──────── DATA ENTRIES ────────

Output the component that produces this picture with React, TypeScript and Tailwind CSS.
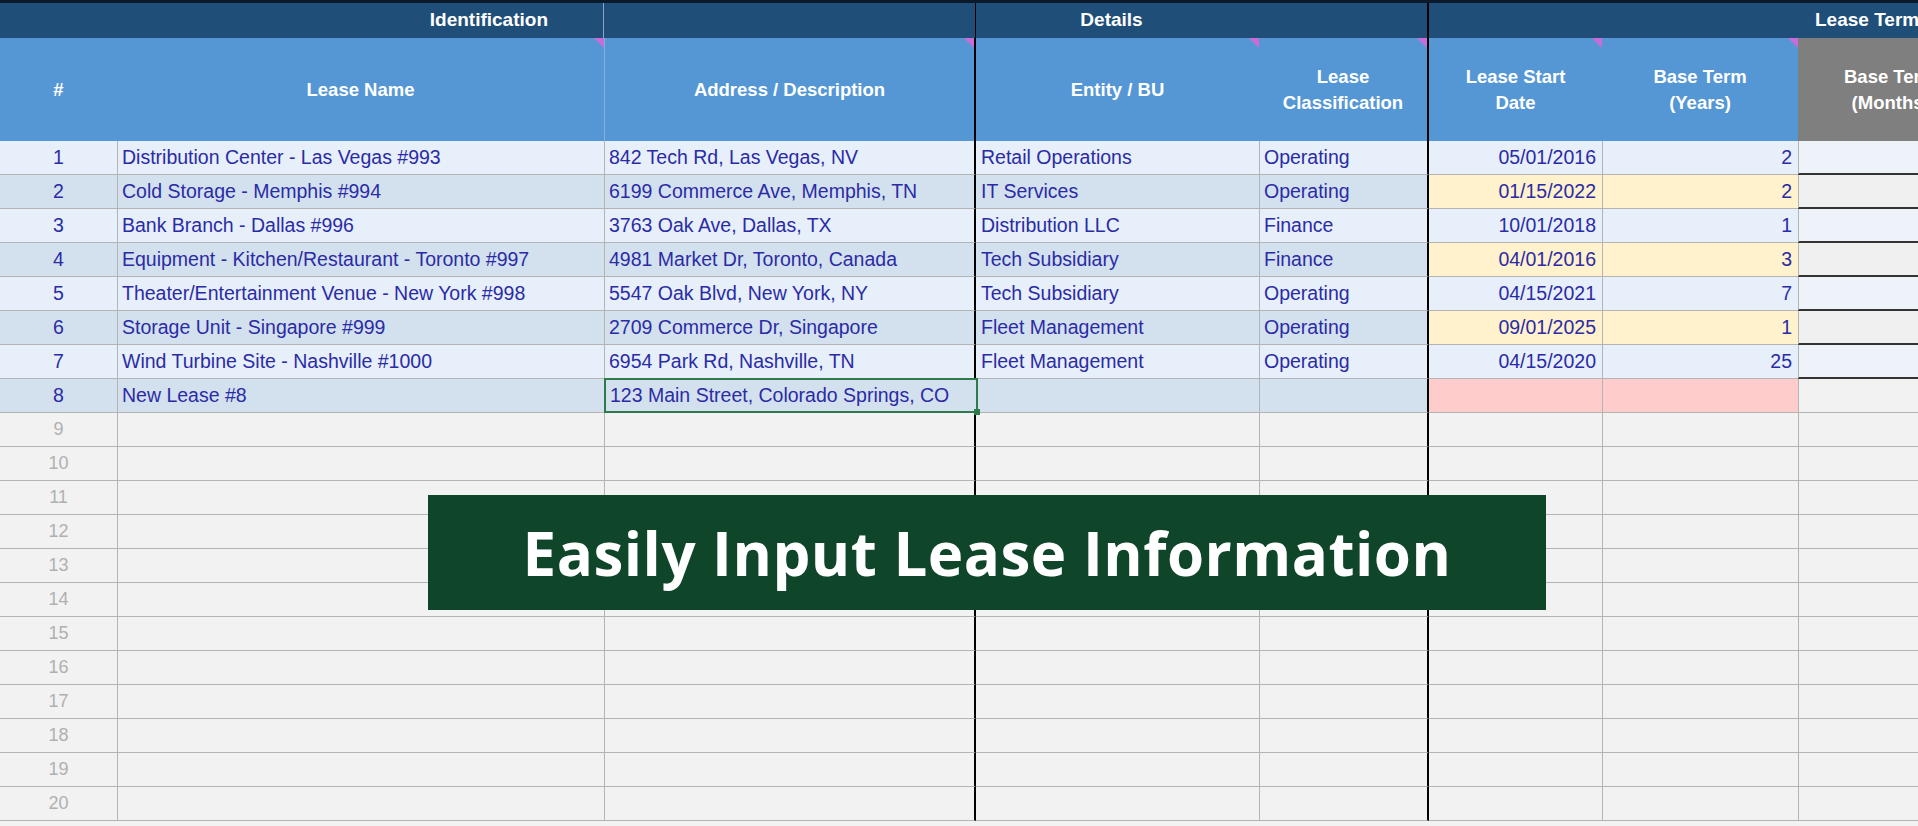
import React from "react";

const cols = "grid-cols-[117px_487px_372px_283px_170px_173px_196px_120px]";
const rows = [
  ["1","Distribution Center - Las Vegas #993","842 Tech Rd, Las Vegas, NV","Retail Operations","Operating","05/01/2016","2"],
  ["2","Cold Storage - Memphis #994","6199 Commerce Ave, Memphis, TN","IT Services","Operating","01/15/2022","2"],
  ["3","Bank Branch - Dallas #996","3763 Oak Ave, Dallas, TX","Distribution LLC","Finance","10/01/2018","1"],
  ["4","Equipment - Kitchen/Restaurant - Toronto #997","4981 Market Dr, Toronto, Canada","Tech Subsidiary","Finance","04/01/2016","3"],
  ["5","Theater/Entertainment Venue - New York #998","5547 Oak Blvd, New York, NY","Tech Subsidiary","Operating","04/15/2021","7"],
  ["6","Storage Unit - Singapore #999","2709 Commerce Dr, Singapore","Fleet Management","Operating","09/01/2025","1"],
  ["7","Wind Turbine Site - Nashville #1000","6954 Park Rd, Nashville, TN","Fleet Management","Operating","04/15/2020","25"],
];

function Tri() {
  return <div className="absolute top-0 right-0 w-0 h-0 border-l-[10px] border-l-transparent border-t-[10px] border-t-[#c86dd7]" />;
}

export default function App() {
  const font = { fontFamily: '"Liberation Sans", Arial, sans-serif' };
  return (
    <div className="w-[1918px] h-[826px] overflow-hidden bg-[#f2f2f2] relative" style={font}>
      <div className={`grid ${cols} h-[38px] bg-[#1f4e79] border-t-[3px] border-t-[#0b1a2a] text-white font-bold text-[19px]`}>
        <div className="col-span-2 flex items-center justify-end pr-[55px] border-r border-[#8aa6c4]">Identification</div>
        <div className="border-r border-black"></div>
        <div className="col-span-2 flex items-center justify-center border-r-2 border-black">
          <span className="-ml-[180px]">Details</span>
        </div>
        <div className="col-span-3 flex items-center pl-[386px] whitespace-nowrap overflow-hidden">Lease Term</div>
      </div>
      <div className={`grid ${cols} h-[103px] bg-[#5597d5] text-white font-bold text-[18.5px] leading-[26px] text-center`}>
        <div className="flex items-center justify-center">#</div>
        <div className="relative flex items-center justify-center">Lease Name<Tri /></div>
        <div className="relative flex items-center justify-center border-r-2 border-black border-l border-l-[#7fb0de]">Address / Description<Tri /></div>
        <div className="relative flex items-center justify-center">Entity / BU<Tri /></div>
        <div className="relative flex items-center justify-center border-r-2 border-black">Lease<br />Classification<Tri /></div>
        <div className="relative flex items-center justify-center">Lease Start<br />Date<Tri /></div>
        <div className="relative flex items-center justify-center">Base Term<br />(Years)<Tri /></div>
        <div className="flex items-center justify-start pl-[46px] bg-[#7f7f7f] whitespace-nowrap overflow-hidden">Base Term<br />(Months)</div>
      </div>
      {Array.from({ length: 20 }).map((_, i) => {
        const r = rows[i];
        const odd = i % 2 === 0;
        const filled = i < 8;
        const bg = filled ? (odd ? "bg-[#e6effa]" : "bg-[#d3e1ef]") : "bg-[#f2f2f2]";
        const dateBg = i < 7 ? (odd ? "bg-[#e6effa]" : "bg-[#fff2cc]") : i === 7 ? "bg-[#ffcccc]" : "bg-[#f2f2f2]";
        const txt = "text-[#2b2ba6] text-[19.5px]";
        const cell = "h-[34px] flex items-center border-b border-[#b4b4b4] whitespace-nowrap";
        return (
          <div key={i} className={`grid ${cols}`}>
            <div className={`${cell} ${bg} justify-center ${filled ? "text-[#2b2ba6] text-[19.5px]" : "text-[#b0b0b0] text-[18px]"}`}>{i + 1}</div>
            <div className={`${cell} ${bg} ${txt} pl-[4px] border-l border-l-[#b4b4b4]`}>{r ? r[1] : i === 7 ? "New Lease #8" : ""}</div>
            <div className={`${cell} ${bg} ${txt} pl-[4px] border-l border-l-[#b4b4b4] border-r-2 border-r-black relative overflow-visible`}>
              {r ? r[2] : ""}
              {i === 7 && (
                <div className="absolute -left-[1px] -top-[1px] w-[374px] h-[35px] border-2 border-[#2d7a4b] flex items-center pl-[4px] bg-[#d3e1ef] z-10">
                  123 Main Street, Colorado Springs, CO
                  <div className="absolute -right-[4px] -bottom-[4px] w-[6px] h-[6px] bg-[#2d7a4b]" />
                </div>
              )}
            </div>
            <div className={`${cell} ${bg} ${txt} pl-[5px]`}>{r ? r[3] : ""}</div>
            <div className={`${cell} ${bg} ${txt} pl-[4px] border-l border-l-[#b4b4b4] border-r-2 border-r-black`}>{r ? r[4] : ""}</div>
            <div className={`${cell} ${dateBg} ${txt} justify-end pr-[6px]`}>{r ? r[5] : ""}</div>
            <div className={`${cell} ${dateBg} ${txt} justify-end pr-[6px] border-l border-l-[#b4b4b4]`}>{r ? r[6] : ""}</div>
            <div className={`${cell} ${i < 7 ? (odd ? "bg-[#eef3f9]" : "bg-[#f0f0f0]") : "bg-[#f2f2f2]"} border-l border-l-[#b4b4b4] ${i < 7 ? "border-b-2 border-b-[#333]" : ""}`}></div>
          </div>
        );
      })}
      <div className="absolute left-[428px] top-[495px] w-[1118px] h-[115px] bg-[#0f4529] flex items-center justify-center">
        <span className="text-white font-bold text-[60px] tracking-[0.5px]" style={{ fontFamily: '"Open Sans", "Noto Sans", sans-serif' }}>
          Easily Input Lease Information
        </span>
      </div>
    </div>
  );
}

────────
──────── DATA ENTRIES ────────

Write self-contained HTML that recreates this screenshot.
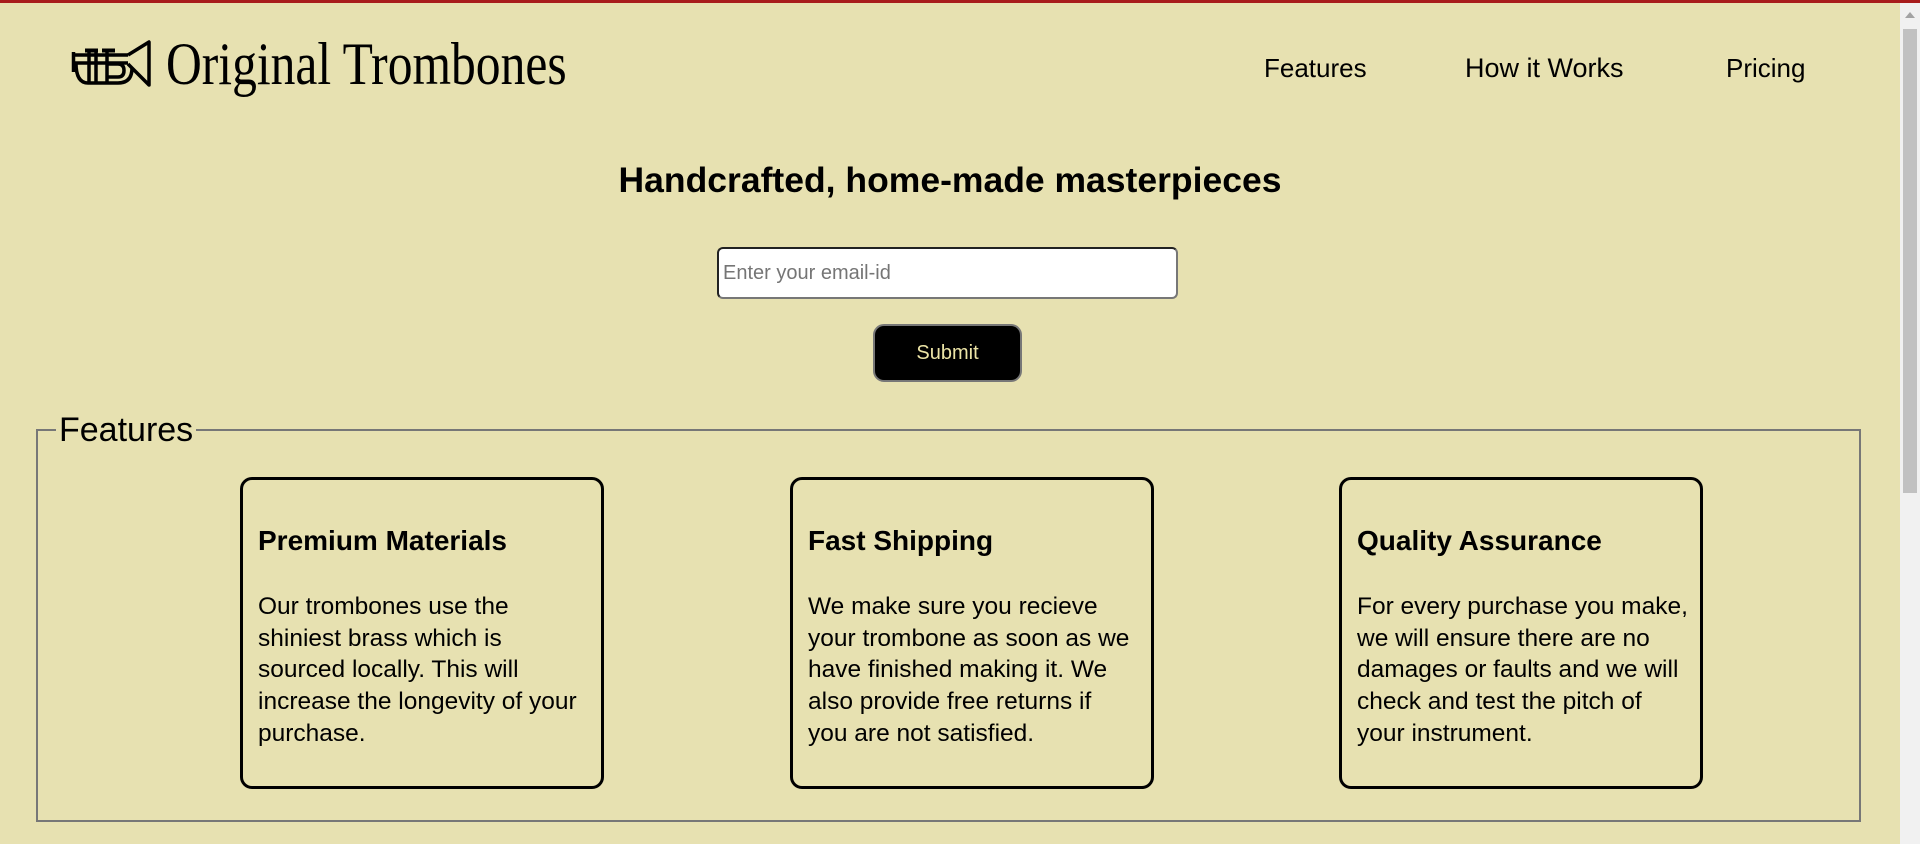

────────
──────── DATA ENTRIES ────────

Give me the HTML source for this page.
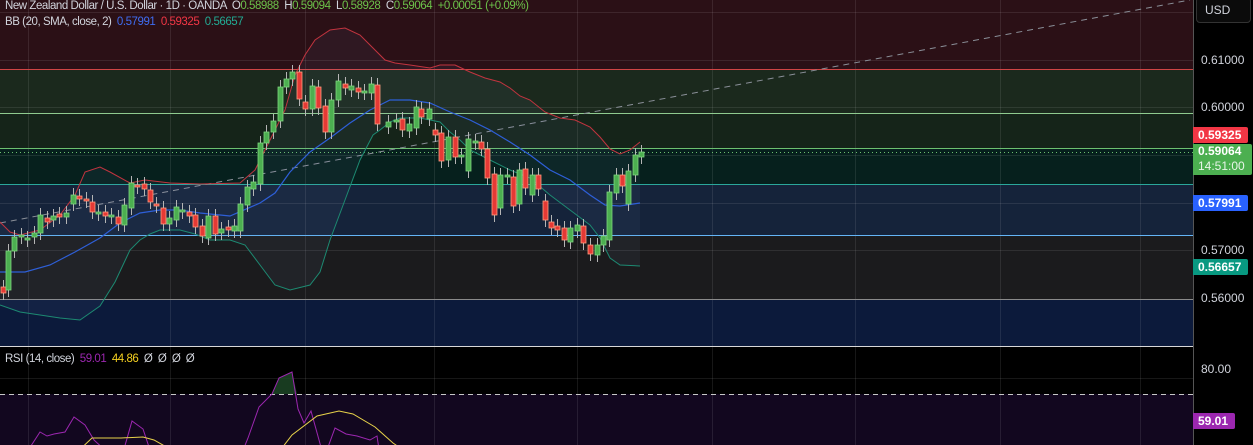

────────

*EXERCISE BRIEF*. Only the lines from the one holding "Output the component" to the one holding "import React from" should be returned, both included and exactly as written, with no pictures.

*TASK SOLUTION*.
Output the component that produces this picture with React, TypeScript and Tailwind CSS.
import React from "react";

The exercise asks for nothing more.